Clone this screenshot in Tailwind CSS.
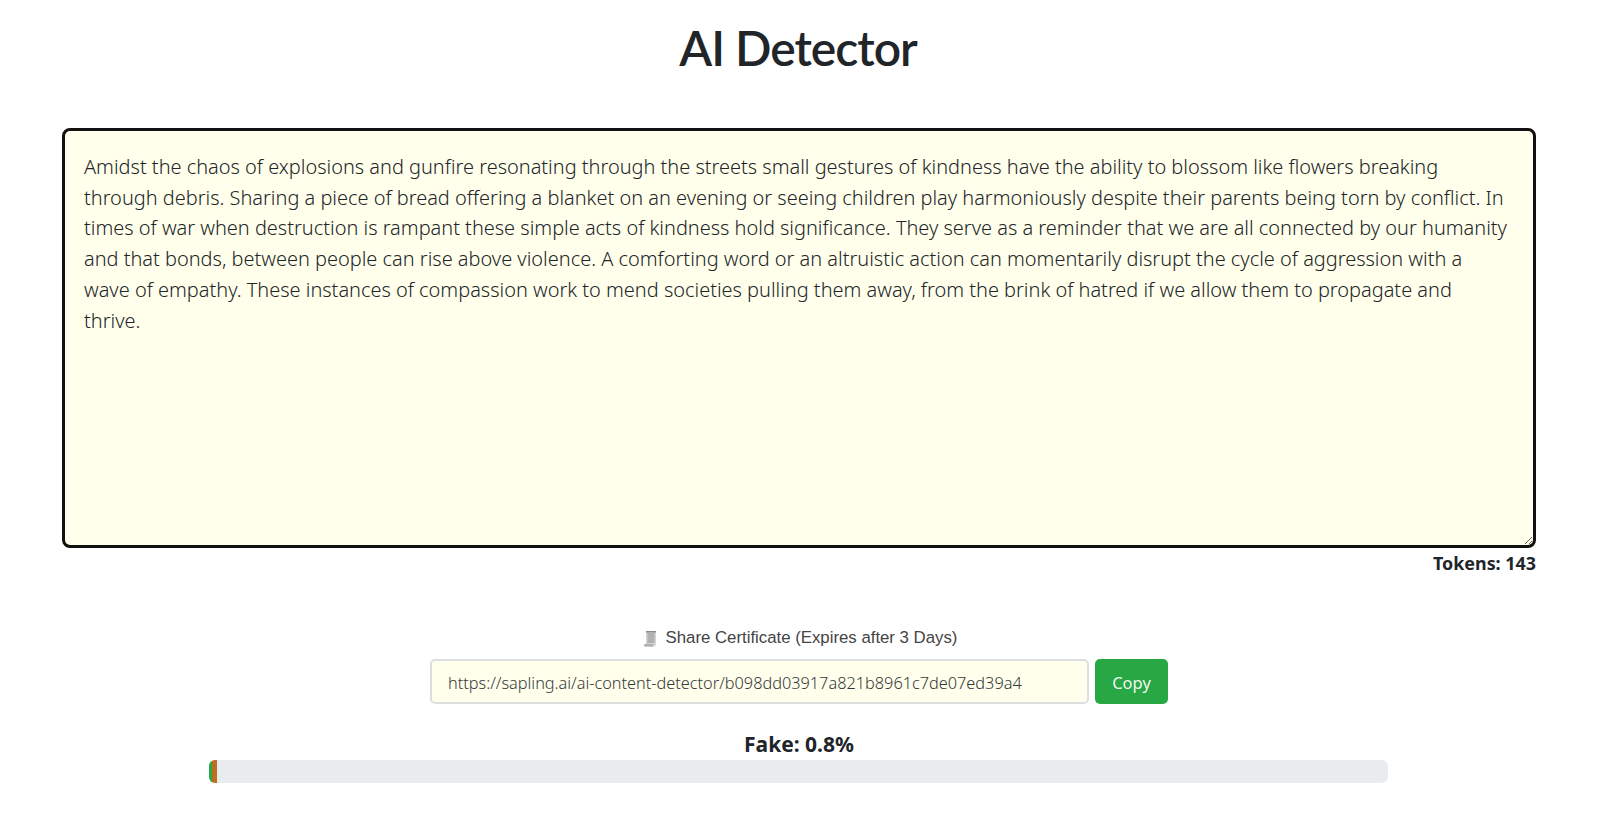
<!DOCTYPE html>
<html lang="en">
<head>
  <meta charset="UTF-8" />
  <meta name="viewport" content="width=device-width, initial-scale=1.0" />
  <title>AI Detector</title>
  <script src="https://cdn.jsdelivr.net/npm/@tailwindcss/browser@4"></script>
</head>
<body class="bg-white text-[#212529] font-['Noto_Sans',sans-serif] h-[818px] overflow-hidden">

  <!-- TITLE -->
  <h1 class="text-center font-['Lato',sans-serif] font-semibold text-[48px] leading-[60px] tracking-[-1px] pt-[18px] mr-[4px]">AI Detector</h1>

  <!-- INPUT -->
  <div class="ml-[62px] mr-[64px] mt-[50px]">
    <textarea spellcheck="false" class="block w-full h-[420px] bg-[#ffffeb] border-[3px] border-[#111] rounded-[8px] pl-[19px] pr-[10px] pt-[21px] text-[19.95px] font-light leading-[30.7px] text-[#212529] outline-none resize-y">Amidst the chaos of explosions and gunfire resonating through the streets small gestures of kindness have the ability to blossom like flowers breaking
through debris. Sharing a piece of bread offering a blanket on an evening or seeing children play harmoniously despite their parents being torn by conflict. In
times of war when destruction is rampant these simple acts of kindness hold significance. They serve as a reminder that we are all connected by our humanity
and that bonds, between people can rise above violence. A comforting word or an altruistic action can momentarily disrupt the cycle of aggression with a
wave of empathy. These instances of compassion work to mend societies pulling them away, from the brink of hatred if we allow them to propagate and
thrive.</textarea>
    <div class="text-right font-bold text-[17.9px] leading-[24px] mt-[3px]">Tokens: 143</div>
  </div>

  <!-- SHARE -->
  <div class="mt-[51px] flex flex-col items-center">
    <div class="flex items-center gap-[9px] font-['Liberation_Sans',sans-serif] text-[16.8px] leading-[24px] text-[#444]">
      <svg width="14" height="17" viewBox="0 0 14 17">
        <path d="M3 1h10v13l-1 2.500H1.500L1 14h2z" fill="#d4d4d4" />
        <path d="M3 1h10v1.500H3z" fill="#8a8a8a" />
        <path d="M4.500 4h7M4.500 6h7M4.500 8h7M4.500 10h7M4.500 12h7" stroke="#8f8f8f" stroke-width="1" />
        <path d="M1 14h9v2.500H1.500z" fill="#b0b0b0" />
      </svg>
      <span>Share Certificate (Expires after 3 Days)</span>
    </div>
    <div class="flex gap-[6px] mt-[9px] mr-[2px]">
      <div class="w-[659px] h-[45px] bg-[#ffffeb] border-2 border-[#dcdfe2] rounded-[5px] pl-[16px] pt-[3px] flex items-center text-[16.3px] font-light text-[#33383d]">https://sapling.ai/ai-content-detector/b098dd03917a821b8961c7de07ed39a4</div>
      <button class="w-[73px] h-[45px] bg-[#28a745] text-white/95 rounded-[5px] pt-[3px] text-[16.5px]">Copy</button>
    </div>
  </div>

  <!-- SCORE -->
  <div class="text-center font-bold text-[21px] leading-[28px] mt-[26px] mr-[2px]">Fake: 0.8%</div>
  <div class="ml-[209px] w-[1179px] h-[23px] mt-[2px] bg-[#e9ecef] rounded-[6px] overflow-hidden flex">
    <div class="w-[3px] bg-[#28a745]"></div>
    <div class="w-[5px] bg-[#bc6f22]"></div>
  </div>

</body>
</html>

::::

Omit the pictures, then output the rest of the listing exactly.

Clone this screenshot in Tailwind CSS.
<!DOCTYPE html>
<html lang="en">
<head>
  <meta charset="UTF-8" />
  <meta name="viewport" content="width=device-width, initial-scale=1.0" />
  <title>AI Detector</title>
  <script src="https://cdn.jsdelivr.net/npm/@tailwindcss/browser@4"></script>
</head>
<body class="bg-white text-[#212529] font-['Noto_Sans',sans-serif] h-[818px] overflow-hidden">

  <!-- TITLE -->
  <h1 class="text-center font-['Lato',sans-serif] font-semibold text-[48px] leading-[60px] tracking-[-1px] pt-[18px] mr-[4px]">AI Detector</h1>

  <!-- INPUT -->
  <div class="ml-[62px] mr-[64px] mt-[50px]">
    <textarea spellcheck="false" class="block w-full h-[420px] bg-[#ffffeb] border-[3px] border-[#111] rounded-[8px] pl-[19px] pr-[10px] pt-[21px] text-[19.95px] font-light leading-[30.7px] text-[#212529] outline-none resize-y">Amidst the chaos of explosions and gunfire resonating through the streets small gestures of kindness have the ability to blossom like flowers breaking
through debris. Sharing a piece of bread offering a blanket on an evening or seeing children play harmoniously despite their parents being torn by conflict. In
times of war when destruction is rampant these simple acts of kindness hold significance. They serve as a reminder that we are all connected by our humanity
and that bonds, between people can rise above violence. A comforting word or an altruistic action can momentarily disrupt the cycle of aggression with a
wave of empathy. These instances of compassion work to mend societies pulling them away, from the brink of hatred if we allow them to propagate and
thrive.</textarea>
    <div class="text-right font-bold text-[17.9px] leading-[24px] mt-[3px]">Tokens: 143</div>
  </div>

  <!-- SHARE -->
  <div class="mt-[51px] flex flex-col items-center">
    <div class="flex items-center gap-[9px] font-['Liberation_Sans',sans-serif] text-[16.8px] leading-[24px] text-[#444]">
      <svg width="14" height="17" viewBox="0 0 14 17">
        <path d="M3 1h10v13l-1 2.500H1.500L1 14h2z" fill="#d4d4d4" />
        <path d="M3 1h10v1.500H3z" fill="#8a8a8a" />
        <path d="M4.500 4h7M4.500 6h7M4.500 8h7M4.500 10h7M4.500 12h7" stroke="#8f8f8f" stroke-width="1" />
        <path d="M1 14h9v2.500H1.500z" fill="#b0b0b0" />
      </svg>
      <span>Share Certificate (Expires after 3 Days)</span>
    </div>
    <div class="flex gap-[6px] mt-[9px] mr-[2px]">
      <div class="w-[659px] h-[45px] bg-[#ffffeb] border-2 border-[#dcdfe2] rounded-[5px] pl-[16px] pt-[3px] flex items-center text-[16.3px] font-light text-[#33383d]">https://sapling.ai/ai-content-detector/b098dd03917a821b8961c7de07ed39a4</div>
      <button class="w-[73px] h-[45px] bg-[#28a745] text-white/95 rounded-[5px] pt-[3px] text-[16.5px]">Copy</button>
    </div>
  </div>

  <!-- SCORE -->
  <div class="text-center font-bold text-[21px] leading-[28px] mt-[26px] mr-[2px]">Fake: 0.8%</div>
  <div class="ml-[209px] w-[1179px] h-[23px] mt-[2px] bg-[#e9ecef] rounded-[6px] overflow-hidden flex">
    <div class="w-[3px] bg-[#28a745]"></div>
    <div class="w-[5px] bg-[#bc6f22]"></div>
  </div>

</body>
</html>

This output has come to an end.